FAN BASES MOST UPSET BY THE OUTCOME
If the Capitals finally win a Cup, the most pissed off people will be Penguins fans and Rangers fans; Penguins fans have forged an identity through laughing at the Capitals and that will go away completely. Rangers fans have the goaltending version of Ovechkin, and if the real Ovechkin wins a Cup, that shines (an equally dumb and unfair) spotlight on Henrik Lundqvist’s lack of a Cup.
If the Golden Knights win a Cup in their first season, it will piss off [Gary Oldman in The Professional voice] EVERYONE. I believe it should be something to be celebrated by everyone but I know it won’t be. Fans across North America will spend the offseason wandering the streets, lost, confused, muttering to themselves about a rigged expansion draft.
Which is better for you? This really comes down to how much you hate the Penguins and Rangers, which, based on my online experience, is a lot. If you have those fans in your life, sure, I get why you want them to suffer. But what’s best for everyone is chaos, and that’s what Vegas winning the Cup will provide. This decision is between you and your heart.
CANADA’S LEVEL OF ANGER
If Canada can no longer hold the whole no Cups thing over Ovechkin, the nation may collapse. The Ovechkin Isn’t A Winner takes make up 45 percent of the Canadian economy and there’s no telling what a collapse like that will do to the global markets. Does Don Cherry have enough money saved in the event of an Ovechkin Take Crisis?
It’s been 25 years since a Canadian franchise has hoisted the Cup and there’s no telling what a first-year franchise in a desert community winning it will do to Canada. My guess is Canada is so numb to losing the Cup every year that the acceptance of American hockey dominance happened a long time ago and they won’t even feel it when Deryk Engelland takes the Cup from Gary Bettman.
Which is better for you? I lean toward Ovechkin winning the Cup, because it will lead to a whole bunch of people apologizing or inventing new crazy takes to survive. “Ovechkin has one Cup… but he should have more!” “Ovechkin’s Cup came against an expansion team, and that’s why it shouldn’t count!” There’s way more upside to a Capitals championship.
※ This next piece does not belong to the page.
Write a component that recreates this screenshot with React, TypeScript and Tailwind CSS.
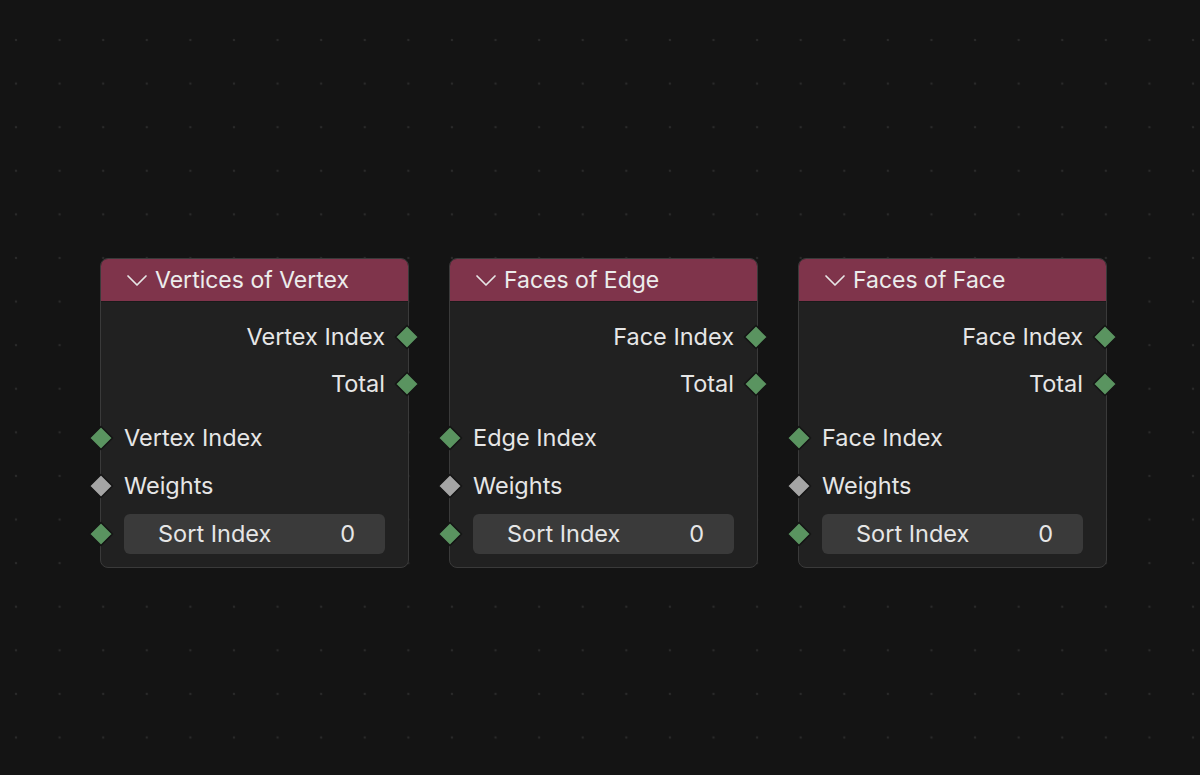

SHIT YELLED DURING THE NATIONAL ANTHEM
During the sacred ritual that is singing America’s theme song before a sports game, each teams’ fans scream one of the lyrics during home games. In Vegas, it’s “gave proof through the KNIGHT” because of the Golden Knights and in Washington it’s “rockets’ RED glare” because the Capitals have the color red in their uniforms. So when Seattle joins the league and becomes the Vampire Wolves, they will go with, “At the TWILIGHT’S last gleaming.”
Which is better? Neither! What are you people doing? Either sing the entire song from start to finish or keep your traps shut. Every fan base is looking for some gimmick during the anthem and they are all stupid. Rangers fans mumble a disorganized “LET’S GO RANGERS” and Jets fans scream “TRUE NORTH” during “O Canada” to honor the corporation that owns the Jets, which seems like a gag they’d do on Silicon Valley at Hooli. How long before Flyers fans start yelling “BROAD stripes” at home games? This is a PUSH (I was listening to Matchbox Twenty while writing this).
PREGAME ARENA SHOWS
Vegas offers a free Medieval Time show before every game where a fancy knight on skates has a sword fight with a person or something like a jet plane. I have no idea what even happens in Washington. Does a guy dress like Ben Franklin and read from the Constitution? Who cares?
Which is better? Unless the Capitals get some dudes with muskets shooting at each other, this is a no-brainer.
TEAM SLOGANS
It’s #ALLCAPS vs #VegasBorn in what has to be the dorkiest hashtag matchup in Final history. Of course you’re “Vegas Born”—your team was born in Vegas. What sort of lazy-ass slogan is that? What stops any other team from doing this? I guess all the relocating. Yeah, that’s the answer to that question. I take it back.
Which is better? All earnest hashtags are bad. That’s the lesson here.
WHICH OUTCOME IS FUNNIER
The Capitals finally getting a Cup with what is objectively a worse team than they had the previous two years is hilarious. Barry Trotz pooped all over Kevin Shattenkirk this season and essentially blamed him for the Capitals’ losing in the second round last year and it turns out maybe he had a point. Braden Holtby was so bad that he wasn’t even the starter when the playoffs began and now he has a chance at winning the Conn Smythe. There are a lot of laughs packed into a potential Washington victory.
But the Golden Knights winning it all in their first year is the Monty Python and the Holy Grail (or whatever movie you find really funny, I don’t care) of sports comedy. You won’t ever laugh like this in your life. Literally nobody—not me, not you, not team owner Bill Foley—thought this was possible and now the Knights are favorites in the Cup Final.
And this last answer is all that matters. You should be pulling for Vegas. Thinking about every NHL GM staring at his TV as Brayden McNabb hands the Cup to Luca Sbisa, who hands it to Ryan Reaves, who hands it to Colin Miller, who hands it to Jonathan Marchessault and Reilly Smith at the same time, who put down the Cup and hold up a sign that reads, “THANK YOU DALE” is something too good to pass up.
There’s plenty to enjoy about a Caps win but nothing in the history of hockey will be more pleasurable than the Vegas Golden Knights being crowned Stanley Cup champs.